I recently received in the mail a brochure outlining SA Labor’s hydrogen energy jobs plan, ahead of the state election in March 2022. The conservatives are currently in power here. The plan involves building ‘a 200MW hydrogen fuelled power station to provide firming capacity in the South Australian Electricity Market’.

So, what does a ‘hydrogen fuelled power station’ entail, what is ‘firming capacity’ and what does 200MW mean?

A presumably USA site called energy.gov tells me this:

Hydrogen is a clean fuel that, when consumed in a fuel cell, produces only water.
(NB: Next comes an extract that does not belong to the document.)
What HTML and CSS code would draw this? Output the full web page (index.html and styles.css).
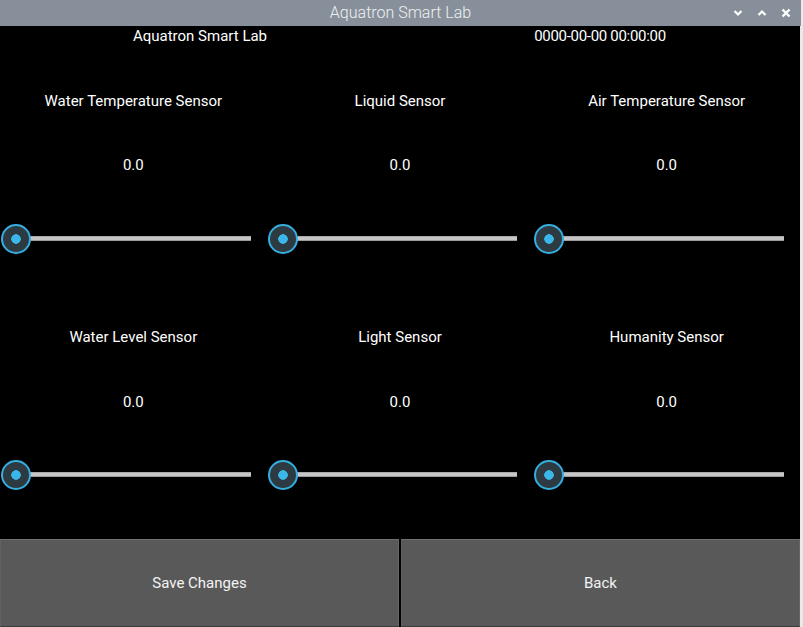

Hydrogen can be produced from a variety of domestic resources, such as natural gas, nuclear power, biomass, and renewable power like solar and wind. These qualities make it an attractive fuel option for transportation and electricity generation applications. It can be used in cars, in houses, for portable power, and in many more applications. Hydrogen is an energy carrier that can be used to store, move, and deliver energy produced from other sources.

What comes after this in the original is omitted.